» Work to do
Set the listing down again in full, word for word, with the pictures left out.
____________
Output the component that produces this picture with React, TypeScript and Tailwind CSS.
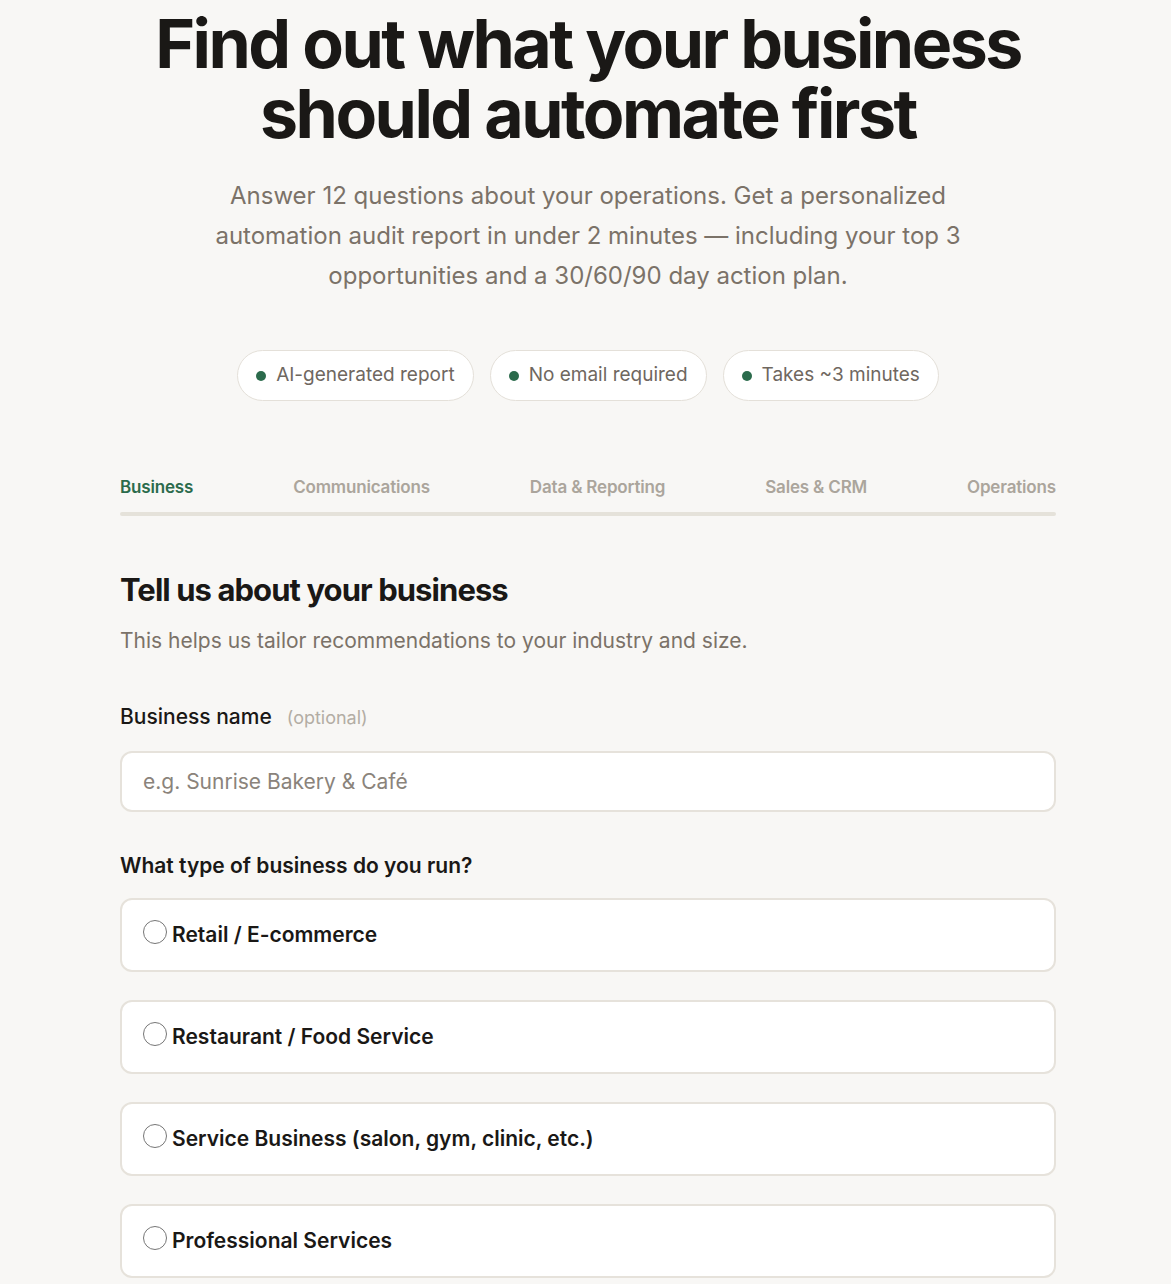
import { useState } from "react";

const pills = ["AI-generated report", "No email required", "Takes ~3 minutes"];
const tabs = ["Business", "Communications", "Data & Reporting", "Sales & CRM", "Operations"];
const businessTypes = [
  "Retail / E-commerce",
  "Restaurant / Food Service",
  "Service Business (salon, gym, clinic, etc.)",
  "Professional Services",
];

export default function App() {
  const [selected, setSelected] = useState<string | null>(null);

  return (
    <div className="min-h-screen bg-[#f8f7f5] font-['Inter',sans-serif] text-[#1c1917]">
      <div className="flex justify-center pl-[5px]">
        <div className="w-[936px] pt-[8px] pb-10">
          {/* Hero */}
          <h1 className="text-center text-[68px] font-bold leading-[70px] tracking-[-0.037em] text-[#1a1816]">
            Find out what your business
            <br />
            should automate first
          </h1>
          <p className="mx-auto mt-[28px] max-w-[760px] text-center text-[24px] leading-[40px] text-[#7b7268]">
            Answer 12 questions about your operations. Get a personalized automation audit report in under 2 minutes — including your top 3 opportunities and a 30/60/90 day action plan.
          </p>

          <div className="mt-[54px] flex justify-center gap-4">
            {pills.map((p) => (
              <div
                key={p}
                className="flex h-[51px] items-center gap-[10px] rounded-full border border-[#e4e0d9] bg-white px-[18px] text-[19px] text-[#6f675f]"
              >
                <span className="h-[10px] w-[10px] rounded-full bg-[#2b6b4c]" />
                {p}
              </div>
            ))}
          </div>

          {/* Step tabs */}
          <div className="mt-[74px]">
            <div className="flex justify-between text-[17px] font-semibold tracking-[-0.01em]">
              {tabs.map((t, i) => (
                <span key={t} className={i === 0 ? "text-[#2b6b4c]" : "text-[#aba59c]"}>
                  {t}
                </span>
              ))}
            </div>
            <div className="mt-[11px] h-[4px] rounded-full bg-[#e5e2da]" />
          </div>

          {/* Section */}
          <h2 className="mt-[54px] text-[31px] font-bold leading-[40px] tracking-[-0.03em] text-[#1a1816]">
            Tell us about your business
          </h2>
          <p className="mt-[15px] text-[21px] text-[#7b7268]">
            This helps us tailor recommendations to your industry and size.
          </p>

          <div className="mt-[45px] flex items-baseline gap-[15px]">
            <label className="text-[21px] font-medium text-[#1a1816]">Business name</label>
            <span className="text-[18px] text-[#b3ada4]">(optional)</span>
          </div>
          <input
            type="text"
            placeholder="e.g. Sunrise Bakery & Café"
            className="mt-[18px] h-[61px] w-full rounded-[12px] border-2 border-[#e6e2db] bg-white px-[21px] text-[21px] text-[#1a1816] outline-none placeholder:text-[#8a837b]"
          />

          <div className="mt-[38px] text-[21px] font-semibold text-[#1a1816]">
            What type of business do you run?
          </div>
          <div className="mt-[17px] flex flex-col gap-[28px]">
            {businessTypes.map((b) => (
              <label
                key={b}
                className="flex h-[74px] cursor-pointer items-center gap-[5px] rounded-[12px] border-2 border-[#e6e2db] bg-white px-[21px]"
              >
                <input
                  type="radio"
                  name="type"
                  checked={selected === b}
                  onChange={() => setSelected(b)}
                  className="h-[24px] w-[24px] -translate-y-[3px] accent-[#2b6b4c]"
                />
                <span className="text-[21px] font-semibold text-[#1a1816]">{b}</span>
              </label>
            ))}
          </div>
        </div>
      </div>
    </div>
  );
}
____________
» Result of the task
Output the component that produces this picture with React, TypeScript and Tailwind CSS.
import { useState } from "react";

const pills = ["AI-generated report", "No email required", "Takes ~3 minutes"];
const tabs = ["Business", "Communications", "Data & Reporting", "Sales & CRM", "Operations"];
const businessTypes = [
  "Retail / E-commerce",
  "Restaurant / Food Service",
  "Service Business (salon, gym, clinic, etc.)",
  "Professional Services",
];

export default function App() {
  const [selected, setSelected] = useState<string | null>(null);

  return (
    <div className="min-h-screen bg-[#f8f7f5] font-['Inter',sans-serif] text-[#1c1917]">
      <div className="flex justify-center pl-[5px]">
        <div className="w-[936px] pt-[8px] pb-10">
          {/* Hero */}
          <h1 className="text-center text-[68px] font-bold leading-[70px] tracking-[-0.037em] text-[#1a1816]">
            Find out what your business
            <br />
            should automate first
          </h1>
          <p className="mx-auto mt-[28px] max-w-[760px] text-center text-[24px] leading-[40px] text-[#7b7268]">
            Answer 12 questions about your operations. Get a personalized automation audit report in under 2 minutes — including your top 3 opportunities and a 30/60/90 day action plan.
          </p>

          <div className="mt-[54px] flex justify-center gap-4">
            {pills.map((p) => (
              <div
                key={p}
                className="flex h-[51px] items-center gap-[10px] rounded-full border border-[#e4e0d9] bg-white px-[18px] text-[19px] text-[#6f675f]"
              >
                <span className="h-[10px] w-[10px] rounded-full bg-[#2b6b4c]" />
                {p}
              </div>
            ))}
          </div>

          {/* Step tabs */}
          <div className="mt-[74px]">
            <div className="flex justify-between text-[17px] font-semibold tracking-[-0.01em]">
              {tabs.map((t, i) => (
                <span key={t} className={i === 0 ? "text-[#2b6b4c]" : "text-[#aba59c]"}>
                  {t}
                </span>
              ))}
            </div>
            <div className="mt-[11px] h-[4px] rounded-full bg-[#e5e2da]" />
          </div>

          {/* Section */}
          <h2 className="mt-[54px] text-[31px] font-bold leading-[40px] tracking-[-0.03em] text-[#1a1816]">
            Tell us about your business
          </h2>
          <p className="mt-[15px] text-[21px] text-[#7b7268]">
            This helps us tailor recommendations to your industry and size.
          </p>

          <div className="mt-[45px] flex items-baseline gap-[15px]">
            <label className="text-[21px] font-medium text-[#1a1816]">Business name</label>
            <span className="text-[18px] text-[#b3ada4]">(optional)</span>
          </div>
          <input
            type="text"
            placeholder="e.g. Sunrise Bakery & Café"
            className="mt-[18px] h-[61px] w-full rounded-[12px] border-2 border-[#e6e2db] bg-white px-[21px] text-[21px] text-[#1a1816] outline-none placeholder:text-[#8a837b]"
          />

          <div className="mt-[38px] text-[21px] font-semibold text-[#1a1816]">
            What type of business do you run?
          </div>
          <div className="mt-[17px] flex flex-col gap-[28px]">
            {businessTypes.map((b) => (
              <label
                key={b}
                className="flex h-[74px] cursor-pointer items-center gap-[5px] rounded-[12px] border-2 border-[#e6e2db] bg-white px-[21px]"
              >
                <input
                  type="radio"
                  name="type"
                  checked={selected === b}
                  onChange={() => setSelected(b)}
                  className="h-[24px] w-[24px] -translate-y-[3px] accent-[#2b6b4c]"
                />
                <span className="text-[21px] font-semibold text-[#1a1816]">{b}</span>
              </label>
            ))}
          </div>
        </div>
      </div>
    </div>
  );
}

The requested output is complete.